The interval of convergence of a power series is by definition the set of all $x$ for which the series converges.

That the interval of convergence is, indeed, an interval follows from the following facts:

1) Suppose the power series $\sum\limits_{n=0}^\infty a_n (x-a)^n$ converges
for $x=b $. Set $|b-a|=r$. Then the power series converges absolutely for all $x$ with $|x-a|<r$.

2) Suppose the power series $\sum\limits_{n=0}^\infty a_n (x-a)^n$ diverges for $x=b $. Set $|b-a|=r$. Then the power series diverges for all $x$ with $|x-a|>r$.


I will emphasise here: the interval of convergence of a power series $\sum\limits_{n=0}^\infty a_n (x-a)^n$ is an interval centered at $a$

Luckily, we can find "most" of the interval of convergence by first finding the radius of convergence, $R$, of the power series. $R$ is defined to be half the length of the interval of convergence (if the interval of convergence is all of $\Bbb R$, we set $R=\infty$), and may be computed using

$$ \tag{1} R=\lim_{n\rightarrow\infty} {|a_{n}|\over |a_{n+1}|}, $$ provided this limit exists (including the case where the limit is $\infty$).

Suppose we found the radius of convergence, $R$ of a power series. Then we would know, from facts 1) and 2), that the power series converges for any $x$ in the interval $(a-R, a+R)$, and diverges for any $x$ with $|x-a|>R$. Thus the interval of convergence is at least the set $(a-r, a+r)\cup\{a\}$ and at most that set together with one or both of its endpoints.

Finding the interval of convergence once the radius of convergence is known is broken down into three cases:

Case 1: If $R$ is infinite, then the interval of convergence is $(-\infty,\infty)$.

Case 2: If $R=0$, then the series converges only when $x=a$, and the interval of convergence is $\{a\}$.

Case 3: When $R$ is a finite non-zero number, the interval of convergence will be one of

$$ (a-R, a+R), [a-R, a+R), (a-R, a+R], [a-R, a+R]. $$

To determine which of the four intervals above is the interval of convergence, one must examine the series obtained when $x$ is replaced by $a+R$ and $a-R$ separately.
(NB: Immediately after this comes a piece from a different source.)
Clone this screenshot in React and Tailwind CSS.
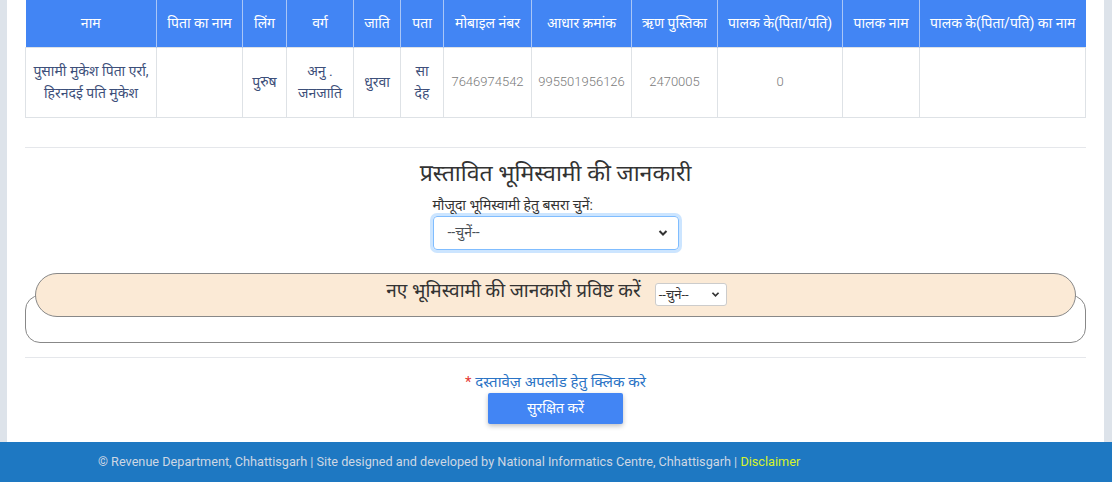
export default function App() {
  const heads = [
    "नाम",
    "पिता का नाम",
    "लिंग",
    "वर्ग",
    "जाति",
    "पता",
    "मोबाइल नंबर",
    "आधार क्रमांक",
    "ऋण पुस्तिका",
    "पालक के(पिता/पति)",
    "पालक नाम",
    "पालक के(पिता/पति) का नाम",
  ];
  const widths = [131, 86, 44, 67, 47, 43, 88, 100, 86, 125, 77, 166];
  const hi = "text-[#3d4f7a] text-[14px]";
  const num = "text-[#7a7a7a] text-[13px] font-light";
  const row = [
    { t: ["पुसामी मुकेश पिता एर्रा,", "हिरनदई पति मुकेश"], c: hi },
    { t: [""] },
    { t: ["पुरुष"], c: hi },
    { t: ["अनु .", "जनजाति"], c: hi },
    { t: ["धुरवा"], c: hi },
    { t: ["सा", "देह"], c: hi },
    { t: ["7646974542"], c: num },
    { t: ["995501956126"], c: num },
    { t: ["2470005"], c: num },
    { t: ["0"], c: num },
    { t: [""] },
    { t: [""] },
  ];
  const font = { fontFamily: "Roboto, 'Noto Sans', 'Liberation Sans', sans-serif" };
  return (
    <div className="w-[1112px] h-[482px] flex flex-col bg-[#dde3ea] overflow-hidden" style={font}>
      <div className="flex-1 ml-[7px] mr-[8px] bg-white px-[18px] flex flex-col">
        <table className="table-fixed border-collapse w-[1061px] text-center">
          <colgroup>
            {widths.map((w, i) => (
              <col key={i} style={{ width: w }} />
            ))}
          </colgroup>
          <thead>
            <tr className="h-[47px] bg-[#4285f4] text-white text-[14px]">
              {heads.map((h, i) => (
                <th key={i} className="font-normal border-x border-[#a9c6f7] px-1 whitespace-nowrap first:border-l-0 last:border-r-0">
                  {h}
                </th>
              ))}
            </tr>
          </thead>
          <tbody>
            <tr className="h-[70px]">
              {row.map((r, i) => (
                <td key={i} className={`border border-[#dee2e6] px-1 leading-[22px] ${r.c || ""}`}>
                  {r.t.map((l, j) => (
                    <div key={j}>{l}</div>
                  ))}
                </td>
              ))}
            </tr>
          </tbody>
        </table>

        <div className="mt-[29px] border-t border-[#e5e7eb]" />

        <div className="flex flex-col items-center mt-[10px]">
          <h2 className="text-[23px] leading-[32px] text-[#333]">प्रस्तावित भूमिस्वामी की जानकारी</h2>
          <div className="w-[246px] mt-[6px]">
            <div className="text-[14px] leading-[18px] text-[#333]">मौजूदा भूमिस्वामी हेतु बसरा चुनें:</div>
            <div className="mt-[2px] h-[34px] w-[246px] rounded-[4px] border border-[#80bdff] shadow-[0_0_0_3px_rgba(0,123,255,0.2)] flex items-center justify-between pl-[14px] pr-[10px] text-[14px] text-[#495057]">
              <span>--चुनें--</span>
              <svg width="10" height="8" viewBox="0 0 10 8">
                <path d="M1.5 2 L5 5.5 L8.5 2" fill="none" stroke="#333" strokeWidth="2" />
              </svg>
            </div>
          </div>
        </div>

        <div className="mt-[23px] relative h-[70px]">
          <div className="absolute left-0 right-0 top-[22px] bottom-0 border border-[#888] rounded-[15px]" />
          <div className="absolute left-[10px] right-[10px] top-0 h-[44px] rounded-[22px] border border-[#888] bg-[#fbead6] flex items-center justify-center">
            <span className="text-[19px] text-[#333] ml-[2px] -mt-[6px]">नए भूमिस्वामी की जानकारी प्रविष्ट करें</span>
            <div className="ml-[14px] h-[23px] w-[72px] bg-white rounded-[3px] border border-[#ccc] flex items-center justify-between pl-[3px] pr-[6px] text-[13px] text-[#333]">
              <span>--चुने--</span>
              <svg width="9" height="7" viewBox="0 0 10 8">
                <path d="M1.5 2 L5 5.5 L8.5 2" fill="none" stroke="#333" strokeWidth="2" />
              </svg>
            </div>
          </div>
        </div>

        <div className="mt-[14px] border-t border-[#e5e7eb]" />

        <div className="flex flex-col items-center mt-[14px]">
          <div className="text-[15px] leading-[20px]">
            <span className="text-[#e53935]">* </span>
            <span className="text-[#2a73c5]">दस्तावेज़ अपलोड हेतु क्लिक करे</span>
          </div>
          <button className="mt-[1px] h-[31px] w-[135px] bg-[#4285f4] text-white text-[14px] rounded-[2px] shadow-[0_2px_5px_rgba(0,0,0,0.25)]">
            सुरक्षित करें
          </button>
        </div>
      </div>
      <footer className="h-[40px] shrink-0 bg-[#1e78c2] flex items-center pl-[98px] text-[12.7px] text-[#cdd7e4]">
        <span>
          © Revenue Department, Chhattisgarh | Site designed and developed by National Informatics Centre, Chhattisgarh |{" "}
          <span className="text-[#d7f22a]">Disclaimer</span>
        </span>
      </footer>
    </div>
  );
}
So, to find the interval of convergence of the power series $\sum\limits_{n=0}^\infty a_n (x-a)^n$

1) Compute the radius of convergence, $R$, using $(1)$ (if this limit does not exist, you might try computing $R$ by using the formula given by the Root test).
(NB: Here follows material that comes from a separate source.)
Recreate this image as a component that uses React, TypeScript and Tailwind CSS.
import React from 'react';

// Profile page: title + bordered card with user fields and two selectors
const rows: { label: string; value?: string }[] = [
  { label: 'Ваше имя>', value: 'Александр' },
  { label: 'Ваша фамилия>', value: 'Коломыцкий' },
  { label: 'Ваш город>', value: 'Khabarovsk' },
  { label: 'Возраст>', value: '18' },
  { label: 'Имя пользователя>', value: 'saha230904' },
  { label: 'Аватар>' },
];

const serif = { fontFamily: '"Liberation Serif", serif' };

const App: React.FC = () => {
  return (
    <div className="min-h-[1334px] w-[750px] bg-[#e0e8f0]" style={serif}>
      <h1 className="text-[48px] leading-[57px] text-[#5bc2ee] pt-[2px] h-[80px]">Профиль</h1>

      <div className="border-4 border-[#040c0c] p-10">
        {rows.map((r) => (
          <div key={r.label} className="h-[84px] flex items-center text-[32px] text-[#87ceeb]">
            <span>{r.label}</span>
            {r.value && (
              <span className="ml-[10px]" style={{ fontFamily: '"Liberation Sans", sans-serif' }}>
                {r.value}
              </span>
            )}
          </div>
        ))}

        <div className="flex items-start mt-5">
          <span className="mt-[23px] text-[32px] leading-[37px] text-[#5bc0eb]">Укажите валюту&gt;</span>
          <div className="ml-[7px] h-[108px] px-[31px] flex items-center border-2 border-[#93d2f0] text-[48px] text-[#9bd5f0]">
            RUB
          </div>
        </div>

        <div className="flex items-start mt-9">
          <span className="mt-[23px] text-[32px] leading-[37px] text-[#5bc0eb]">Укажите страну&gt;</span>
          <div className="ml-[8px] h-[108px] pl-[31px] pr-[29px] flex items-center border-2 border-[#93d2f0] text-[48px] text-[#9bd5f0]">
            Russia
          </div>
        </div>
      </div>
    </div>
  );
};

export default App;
2) If $R=0$ the interval of convergence is $\{a\}$.

If $R=\infty$, the interval of convergence is $(-\infty,\infty)$.

3) If $R$ is finite and non-zero, the interval of convergence is one of

$$ \tag{2} (a-R, a+R), [a-R, a+R), (a-R, a+R], [a-R, a+R]. $$

Examine the series obtained when $x=a+R$ and $x=a-R$. These will give the series $$\sum_{n=0}^\infty a_n R^n, \text{ and }\quad\sum_{n=0}^\infty a_n(-1)^n R^n .$$ Each of these may or may not converge. You have to go back to previous methods (comparison test, alternating series test, etc.) to determine whether these series converge or not. Once you've done this, you can determine which of the four intervals in (2) is the interval of convergence.


Example:

Find the interval of convergence of the power series $\sum\limits_{n=0}^\infty {(-1)^{n-1}\over n4^n } (x-2)^n$.
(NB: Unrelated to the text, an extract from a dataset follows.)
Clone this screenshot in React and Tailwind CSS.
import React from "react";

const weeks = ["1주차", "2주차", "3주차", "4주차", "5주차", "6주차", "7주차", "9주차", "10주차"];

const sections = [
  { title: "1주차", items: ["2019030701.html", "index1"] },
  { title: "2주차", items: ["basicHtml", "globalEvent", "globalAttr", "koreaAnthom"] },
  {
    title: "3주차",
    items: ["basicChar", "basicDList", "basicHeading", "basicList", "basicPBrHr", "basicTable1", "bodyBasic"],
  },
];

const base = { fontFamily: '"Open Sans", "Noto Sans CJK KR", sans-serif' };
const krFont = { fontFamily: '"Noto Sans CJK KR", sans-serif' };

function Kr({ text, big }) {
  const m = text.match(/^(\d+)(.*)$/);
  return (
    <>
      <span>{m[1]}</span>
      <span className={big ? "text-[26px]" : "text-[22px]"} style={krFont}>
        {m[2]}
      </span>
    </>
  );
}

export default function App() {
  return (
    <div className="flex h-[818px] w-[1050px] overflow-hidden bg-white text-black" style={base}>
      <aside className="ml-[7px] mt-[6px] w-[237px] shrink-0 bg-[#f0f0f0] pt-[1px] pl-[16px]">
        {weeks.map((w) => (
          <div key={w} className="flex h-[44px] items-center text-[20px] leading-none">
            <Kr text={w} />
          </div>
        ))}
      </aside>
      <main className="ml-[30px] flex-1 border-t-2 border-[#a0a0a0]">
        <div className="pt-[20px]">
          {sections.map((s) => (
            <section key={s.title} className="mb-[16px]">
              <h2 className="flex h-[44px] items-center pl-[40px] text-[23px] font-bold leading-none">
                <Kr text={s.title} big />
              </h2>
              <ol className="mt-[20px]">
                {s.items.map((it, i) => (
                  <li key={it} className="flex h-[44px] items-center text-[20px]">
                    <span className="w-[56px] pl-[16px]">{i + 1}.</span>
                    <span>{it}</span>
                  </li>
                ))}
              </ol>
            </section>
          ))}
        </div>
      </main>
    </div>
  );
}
We first compute $R$: $$\eqalign{ R&=\lim_{n\rightarrow\infty}{|a_{n}|\over |a_{n+1}|} \cr &=\lim_{n\rightarrow\infty}{{1\over n4^n}\over{1\over (n+1)4^{n+1}}} \cr &=\lim_{n\rightarrow\infty}{{1\over n4^n}\cdot{ (n+1)4^{n+1}}} \cr &=\lim_{n\rightarrow\infty}{4(n+1)\over n}={4}. } $$ So, the radius of convergence is $R=4$. At this point, we know that the
interval of convergence is one of (using $a= 2$): $$ [-2,6], \quad (-2,6),\quad [-2,6), \quad (-2,6]. $$
We do not know at this point what happens for $x={-2}$ or $x=-{6}$.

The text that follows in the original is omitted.